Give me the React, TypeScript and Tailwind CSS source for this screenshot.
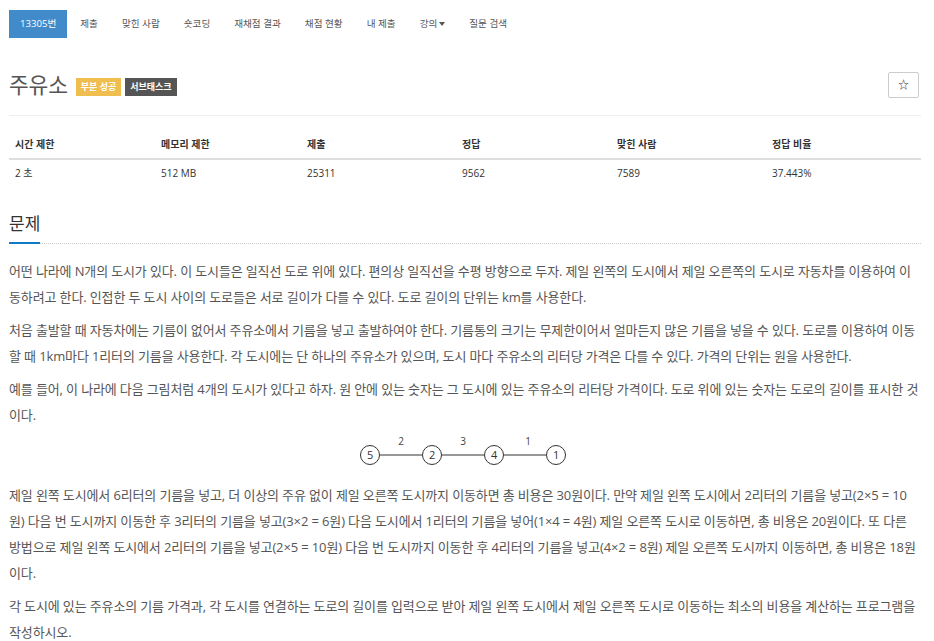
const tabs = ["제출", "맞힌 사람", "숏코딩", "재채점 결과", "채점 현황", "내 제출", "강의", "질문 검색"];

const headers = ["시간 제한", "메모리 제한", "제출", "정답", "맞힌 사람", "정답 비율"];
const values = ["2 초", "512 MB", "25311", "9562", "7589", "37.443%"];

function Diagram() {
  const xs = [12, 74, 136, 198];
  const nodes = ["5", "2", "4", "1"];
  const edges = ["2", "3", "1"];
  return (
    <svg width="210" height="40" viewBox="0 0 210 40" className="block mx-auto -translate-x-[2px]">
      {edges.map((e, i) => (
        <g key={i}>
          <line x1={xs[i] + 10} y1="20" x2={xs[i + 1] - 10} y2="20" stroke="#333" strokeWidth="1" />
          <text x={(xs[i] + xs[i + 1]) / 2 + (i === 2 ? 3 : 0)} y="10" fontSize="10" fill="#444" textAnchor="middle" fontFamily="Open Sans, sans-serif">
            {e}
          </text>
        </g>
      ))}
      {nodes.map((n, i) => (
        <g key={i}>
          <circle cx={xs[i]} cy="20" r="9.5" fill="#fff" stroke="#333" strokeWidth="1" />
          <text x={xs[i]} y="24" fontSize="11" fill="#333" textAnchor="middle" fontFamily="Open Sans, sans-serif">
            {n}
          </text>
        </g>
      ))}
    </svg>
  );
}

export default function App() {
  return (
    <div className="bg-white min-h-[641px] pl-[9px] pr-[13px] pt-[10px] text-[#555] font-['Open_Sans','Noto_Sans_CJK_KR',sans-serif]">
      <ul className="flex items-center h-[28px] text-[9.6px]">
        <li className="h-full px-[11px] flex items-center bg-[#428bca] text-white">13305번</li>
        {tabs.map((t) => (
          <li key={t} className="h-full ml-[2px] px-[11px] flex items-center text-[#555]">
            {t}
            {t === "강의" && (
              <span className="ml-[2px] inline-block w-0 h-0 border-l-[3px] border-r-[3px] border-t-[4px] border-l-transparent border-r-transparent border-t-[#555]" />
            )}
          </li>
        ))}
      </ul>

      <div className="flex items-center justify-between mt-[34px] h-[26px]">
        <div className="flex items-center">
          <h1 className="text-[21.5px] leading-none text-[#555] tracking-[-0.2px]">주유소</h1>
          <span className="ml-[8px] h-[18px] px-[5px] flex items-center bg-[#f0bd4f] text-white text-[9px] font-bold mt-[4px]">
            부분 성공
          </span>
          <span className="ml-[4px] h-[18px] px-[5px] flex items-center bg-[#555] text-white text-[9px] font-bold mt-[4px]">
            서브태스크
          </span>
        </div>
        <button className="w-[31px] h-[26px] mr-[2px] border border-[#ccc] rounded-[2px] flex items-center justify-center text-[11px] text-[#333]">
          ☆
        </button>
      </div>

      <div className="mt-[17px] border-t border-[#eee]" />

      <div className="mt-[14px] text-[10px]">
        <div className="grid grid-cols-[146px_146px_155px_155px_155px_1fr] h-[30px] items-center border-b-2 border-[#ddd] font-bold text-[#333]">
          {headers.map((h) => (
            <div key={h} className="pl-[6px]">{h}</div>
          ))}
        </div>
        <div className="grid grid-cols-[146px_146px_155px_155px_155px_1fr] h-[27px] items-center text-[#333]">
          {values.map((v) => (
            <div key={v} className="pl-[6px]">{v}</div>
          ))}
        </div>
      </div>

      <div className="mt-[22px] border-b border-dotted border-[#ccc]">
        <h2 className="text-[17px] leading-[30px] text-[#333] inline-block pb-[3px] border-b-2 border-[#0f7bc7] -mb-[1px]">
          문제
        </h2>
      </div>

      <div className="mt-[14px] text-[13px] leading-[26px] tracking-[-0.13px] text-[#555]">
        <p className="mb-[7px]">
          어떤 나라에 N개의 도시가 있다. 이 도시들은 일직선 도로 위에 있다. 편의상 일직선을 수평 방향으로 두자. 제일 왼쪽의 도시에서 제일 오른쪽의 도시로 자동차를 이용하여 이동하려고 한다. 인접한 두 도시 사이의 도로들은 서로 길이가 다를 수 있다. 도로 길이의 단위는 km를 사용한다.
        </p>
        <p className="mb-[7px]">
          처음 출발할 때 자동차에는 기름이 없어서 주유소에서 기름을 넣고 출발하여야 한다. 기름통의 크기는 무제한이어서 얼마든지 많은 기름을 넣을 수 있다. 도로를 이용하여 이동할 때 1km마다 1리터의 기름을 사용한다. 각 도시에는 단 하나의 주유소가 있으며, 도시 마다 주유소의 리터당 가격은 다를 수 있다. 가격의 단위는 원을 사용한다.
        </p>
        <p className="mb-[7px]">
          예를 들어, 이 나라에 다음 그림처럼 4개의 도시가 있다고 하자. 원 안에 있는 숫자는 그 도시에 있는 주유소의 리터당 가격이다. 도로 위에 있는 숫자는 도로의 길이를 표시한 것이다.
        </p>
        <div className="mb-[7px]">
          <Diagram />
        </div>
        <p className="mb-[7px]">
          제일 왼쪽 도시에서 6리터의 기름을 넣고, 더 이상의 주유 없이 제일 오른쪽 도시까지 이동하면 총 비용은 30원이다. 만약 제일 왼쪽 도시에서 2리터의 기름을 넣고(2×5 = 10원) 다음 번 도시까지 이동한 후 3리터의 기름을 넣고(3×2 = 6원) 다음 도시에서 1리터의 기름을 넣어(1×4 = 4원) 제일 오른쪽 도시로 이동하면, 총 비용은 20원이다. 또 다른 방법으로 제일 왼쪽 도시에서 2리터의 기름을 넣고(2×5 = 10원) 다음 번 도시까지 이동한 후 4리터의 기름을 넣고(4×2 = 8원) 제일 오른쪽 도시까지 이동하면, 총 비용은 18원이다.
        </p>
        <p className="mb-[7px]">
          각 도시에 있는 주유소의 기름 가격과, 각 도시를 연결하는 도로의 길이를 입력으로 받아 제일 왼쪽 도시에서 제일 오른쪽 도시로 이동하는 최소의 비용을 계산하는 프로그램을 작성하시오.
        </p>
      </div>
    </div>
  );
}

◆ WHAT THE EXERCISE ASKS
Output the lines above in full and exactly as given, omitting any pictures.

◆ ANSWER TO THE EXERCISE
Give me the React, TypeScript and Tailwind CSS source for this screenshot.
const tabs = ["제출", "맞힌 사람", "숏코딩", "재채점 결과", "채점 현황", "내 제출", "강의", "질문 검색"];

const headers = ["시간 제한", "메모리 제한", "제출", "정답", "맞힌 사람", "정답 비율"];
const values = ["2 초", "512 MB", "25311", "9562", "7589", "37.443%"];

function Diagram() {
  const xs = [12, 74, 136, 198];
  const nodes = ["5", "2", "4", "1"];
  const edges = ["2", "3", "1"];
  return (
    <svg width="210" height="40" viewBox="0 0 210 40" className="block mx-auto -translate-x-[2px]">
      {edges.map((e, i) => (
        <g key={i}>
          <line x1={xs[i] + 10} y1="20" x2={xs[i + 1] - 10} y2="20" stroke="#333" strokeWidth="1" />
          <text x={(xs[i] + xs[i + 1]) / 2 + (i === 2 ? 3 : 0)} y="10" fontSize="10" fill="#444" textAnchor="middle" fontFamily="Open Sans, sans-serif">
            {e}
          </text>
        </g>
      ))}
      {nodes.map((n, i) => (
        <g key={i}>
          <circle cx={xs[i]} cy="20" r="9.5" fill="#fff" stroke="#333" strokeWidth="1" />
          <text x={xs[i]} y="24" fontSize="11" fill="#333" textAnchor="middle" fontFamily="Open Sans, sans-serif">
            {n}
          </text>
        </g>
      ))}
    </svg>
  );
}

export default function App() {
  return (
    <div className="bg-white min-h-[641px] pl-[9px] pr-[13px] pt-[10px] text-[#555] font-['Open_Sans','Noto_Sans_CJK_KR',sans-serif]">
      <ul className="flex items-center h-[28px] text-[9.6px]">
        <li className="h-full px-[11px] flex items-center bg-[#428bca] text-white">13305번</li>
        {tabs.map((t) => (
          <li key={t} className="h-full ml-[2px] px-[11px] flex items-center text-[#555]">
            {t}
            {t === "강의" && (
              <span className="ml-[2px] inline-block w-0 h-0 border-l-[3px] border-r-[3px] border-t-[4px] border-l-transparent border-r-transparent border-t-[#555]" />
            )}
          </li>
        ))}
      </ul>

      <div className="flex items-center justify-between mt-[34px] h-[26px]">
        <div className="flex items-center">
          <h1 className="text-[21.5px] leading-none text-[#555] tracking-[-0.2px]">주유소</h1>
          <span className="ml-[8px] h-[18px] px-[5px] flex items-center bg-[#f0bd4f] text-white text-[9px] font-bold mt-[4px]">
            부분 성공
          </span>
          <span className="ml-[4px] h-[18px] px-[5px] flex items-center bg-[#555] text-white text-[9px] font-bold mt-[4px]">
            서브태스크
          </span>
        </div>
        <button className="w-[31px] h-[26px] mr-[2px] border border-[#ccc] rounded-[2px] flex items-center justify-center text-[11px] text-[#333]">
          ☆
        </button>
      </div>

      <div className="mt-[17px] border-t border-[#eee]" />

      <div className="mt-[14px] text-[10px]">
        <div className="grid grid-cols-[146px_146px_155px_155px_155px_1fr] h-[30px] items-center border-b-2 border-[#ddd] font-bold text-[#333]">
          {headers.map((h) => (
            <div key={h} className="pl-[6px]">{h}</div>
          ))}
        </div>
        <div className="grid grid-cols-[146px_146px_155px_155px_155px_1fr] h-[27px] items-center text-[#333]">
          {values.map((v) => (
            <div key={v} className="pl-[6px]">{v}</div>
          ))}
        </div>
      </div>

      <div className="mt-[22px] border-b border-dotted border-[#ccc]">
        <h2 className="text-[17px] leading-[30px] text-[#333] inline-block pb-[3px] border-b-2 border-[#0f7bc7] -mb-[1px]">
          문제
        </h2>
      </div>

      <div className="mt-[14px] text-[13px] leading-[26px] tracking-[-0.13px] text-[#555]">
        <p className="mb-[7px]">
          어떤 나라에 N개의 도시가 있다. 이 도시들은 일직선 도로 위에 있다. 편의상 일직선을 수평 방향으로 두자. 제일 왼쪽의 도시에서 제일 오른쪽의 도시로 자동차를 이용하여 이동하려고 한다. 인접한 두 도시 사이의 도로들은 서로 길이가 다를 수 있다. 도로 길이의 단위는 km를 사용한다.
        </p>
        <p className="mb-[7px]">
          처음 출발할 때 자동차에는 기름이 없어서 주유소에서 기름을 넣고 출발하여야 한다. 기름통의 크기는 무제한이어서 얼마든지 많은 기름을 넣을 수 있다. 도로를 이용하여 이동할 때 1km마다 1리터의 기름을 사용한다. 각 도시에는 단 하나의 주유소가 있으며, 도시 마다 주유소의 리터당 가격은 다를 수 있다. 가격의 단위는 원을 사용한다.
        </p>
        <p className="mb-[7px]">
          예를 들어, 이 나라에 다음 그림처럼 4개의 도시가 있다고 하자. 원 안에 있는 숫자는 그 도시에 있는 주유소의 리터당 가격이다. 도로 위에 있는 숫자는 도로의 길이를 표시한 것이다.
        </p>
        <div className="mb-[7px]">
          <Diagram />
        </div>
        <p className="mb-[7px]">
          제일 왼쪽 도시에서 6리터의 기름을 넣고, 더 이상의 주유 없이 제일 오른쪽 도시까지 이동하면 총 비용은 30원이다. 만약 제일 왼쪽 도시에서 2리터의 기름을 넣고(2×5 = 10원) 다음 번 도시까지 이동한 후 3리터의 기름을 넣고(3×2 = 6원) 다음 도시에서 1리터의 기름을 넣어(1×4 = 4원) 제일 오른쪽 도시로 이동하면, 총 비용은 20원이다. 또 다른 방법으로 제일 왼쪽 도시에서 2리터의 기름을 넣고(2×5 = 10원) 다음 번 도시까지 이동한 후 4리터의 기름을 넣고(4×2 = 8원) 제일 오른쪽 도시까지 이동하면, 총 비용은 18원이다.
        </p>
        <p className="mb-[7px]">
          각 도시에 있는 주유소의 기름 가격과, 각 도시를 연결하는 도로의 길이를 입력으로 받아 제일 왼쪽 도시에서 제일 오른쪽 도시로 이동하는 최소의 비용을 계산하는 프로그램을 작성하시오.
        </p>
      </div>
    </div>
  );
}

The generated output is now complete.